Supplex Libellus Valachorum Transsilvaniae (Latin for Petition of the Romanians of Transylvania) is the name of two petitions sent by the leaders of the ethnic Romanians of Transylvania to the Holy Roman Emperor Leopold II, demanding equal political rights with the other ethnicities of Transylvania and a share of the Transylvanian Diet proportional to their population.

The first Supplex was sent in March 1791 by Ignațiu Darabant, the Greek Catholic bishop of Oradea, to the State Council of Vienna. The second Supplex, a largely expanded and argumented version of the first, was brought before the Imperial Court of Vienna on March 30, 1792, by Ioan Bob, Greek Catholic bishop of Blaj, and by Gherasim Adamovici, Orthodox bishop of Transylvania.

The demands in the petition, according to the researches of David Prodan, were largely based on the Declaration of the Rights of Man and of the Citizen of Revolutionary France, and it also included an essay reviewing historical reasons (such as references to a Roman Dacia-Romanian continuity) as well as statistics about the Romanians (who made up approximately 55% of the population of Transylvania). According to some more recent researches, the argumentation of the Supplex Libellus Valachorum based on the ideas of natural law as well as on the Hungarian feudal judicial argumentation. In any case the petition brought in favour of its requests among others, the argument that the rights of Romanians and Hungarians were melded together from the reign of Töhötöm as alleged in the 12th century Gesta Hungarorum.

The document was drafted by the most important representatives of the Romanians of Transylvania (which were, for the most part, clerics of the Romanian Greek Catholic Church): Samuil Micu, Petru Maior, Gheorghe Șincai, Ioan Piuariu-Molnar, Iosif Meheși, Ion Budai-Deleanu, Ioan Para etc. The petition was signed in the name of the Romanian nation by its free categories: Clerus, Nobilitas, Civicusque Status Universae Nationis in Transilvania Valachicae.

The Supplex was rejected during the negotiations in the National Assembly where they discussed not so much the concept and reasoning of public law contained in the Supplex libellus Valachorum, but the issues contained in the royal transcript, and in response to them the following was established:

- In counties and Székely chairs, the rights and duties of nobles, freemen and serfs are determined not by nationality, but by orderly affiliation, therefore it is not possible to grant additional rights to Romanians.
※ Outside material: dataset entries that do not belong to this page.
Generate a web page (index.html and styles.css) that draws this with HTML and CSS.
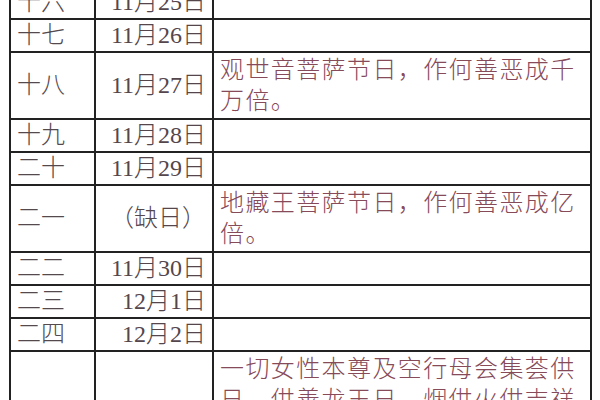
FILE: index.html
```html
<!DOCTYPE html>
<html lang="zh-CN">
<head>
<meta charset="utf-8">
<link rel="stylesheet" href="styles.css">
</head>
<body>
<div class="page">
<table class="cal">
<colgroup><col class="c-day"><col class="c-date"><col class="c-note"></colgroup>
<tr><td class="day">十六</td><td class="date">11月25日</td><td class="note"></td></tr>
<tr><td class="day">十七</td><td class="date">11月26日</td><td class="note"></td></tr>
<tr><td class="day">十八</td><td class="date">11月27日</td><td class="note tall">观世音菩萨节日，作何善恶成千万倍。</td></tr>
<tr><td class="day">十九</td><td class="date">11月28日</td><td class="note"></td></tr>
<tr><td class="day">二十</td><td class="date">11月29日</td><td class="note"></td></tr>
<tr><td class="day">二一</td><td class="date">（缺日）</td><td class="note tall">地藏王菩萨节日，作何善恶成亿倍。</td></tr>
<tr><td class="day">二二</td><td class="date">11月30日</td><td class="note"></td></tr>
<tr><td class="day">二三</td><td class="date">12月1日</td><td class="note"></td></tr>
<tr><td class="day">二四</td><td class="date">12月2日</td><td class="note"></td></tr>
<tr><td class="day"></td><td class="date"></td><td class="note tall">一切女性本尊及空行母会集荟供日，供善龙王日，烟供火供吉祥日。</td></tr>
</table>
</div>
</body>
</html>
```
FILE: styles.css
```css
html, body {
  margin: 0;
  padding: 0;
  background: #ffffff;
}
.page {
  width: 600px;
  height: 400px;
  overflow: hidden;
  padding-left: 9px;
  box-sizing: border-box;
}
.cal {
  margin-top: -15px;
  border-collapse: collapse;
  table-layout: fixed;
  width: 581px;
  font-family: "Liberation Serif", "Noto Sans CJK SC", serif;
  font-size: 24px;
  font-weight: 300;
  line-height: 31px;
}
.c-day { width: 85px; }
.c-date { width: 118px; }
.c-note { width: 378px; }
.cal td {
  border: 2px solid #222222;
  padding: 0 6px;
  height: 31px;
  vertical-align: middle;
  white-space: nowrap;
}
.day {
  color: #54494d;
  text-align: left;
}
.date {
  color: #55464b;
  text-align: right;
}
.cal td.note {
  color: #864a59;
  white-space: normal;
  letter-spacing: 1.4px;
  text-align: left;
}
.cal td.tall {
  padding-top: 2px;
  padding-bottom: 1px;
}
```
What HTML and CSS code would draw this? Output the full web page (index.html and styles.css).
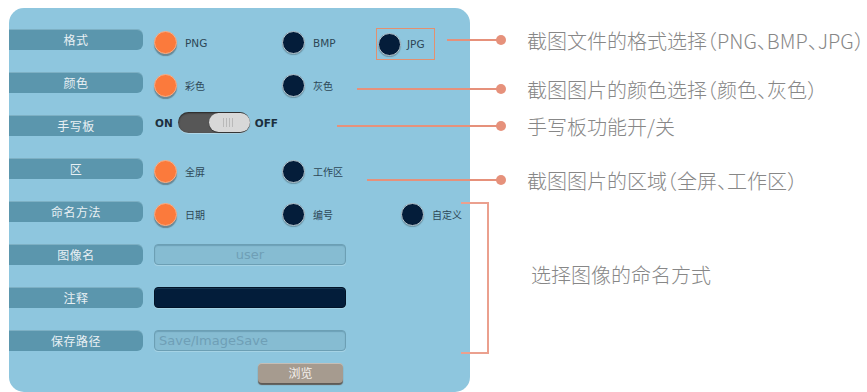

As for the King's Land, the privileges of the Saxons granted in the Andreanum would be violated by the extra rights of the Romanians; the discussion of this was postponed at the request of the Saxons.
- The free exercise of religion by Greek Catholics has been ensured since 1744, a separate bill will be drafted on the Orthodox.
- Since each Transylvanian denomination maintains its own clergy, the same must be done for the two Romanian denominations.
- The main reason for the ineptitude of the Romanian people is the backwardness of their own priests, to change this, the church commission is preparing a proposal for the next national assembly.

As such, the status of the Romanians remained unaltered. Several such petitions were issued in the following decades, and they all met with the same reaction. Another major petition, the Transylvanian Memorandum, was drafted a century later (in 1892, following the new circumstances after the 1848 Revolution and the Ausgleich), but its authors were sent to prison for treason.

== Sources ==
- David Prodan, Supplex Libellus Valachorum, Bucharest, 1948.
- Aron Kovacs, Continuity and Discontinuity in Transylvanian Romanian Thought: An Analysis of Four Bishopric Pleas from the Period between 1791 and 1842. In.: Hungarian Historical Review 5, no. 1 (2016): 46–72.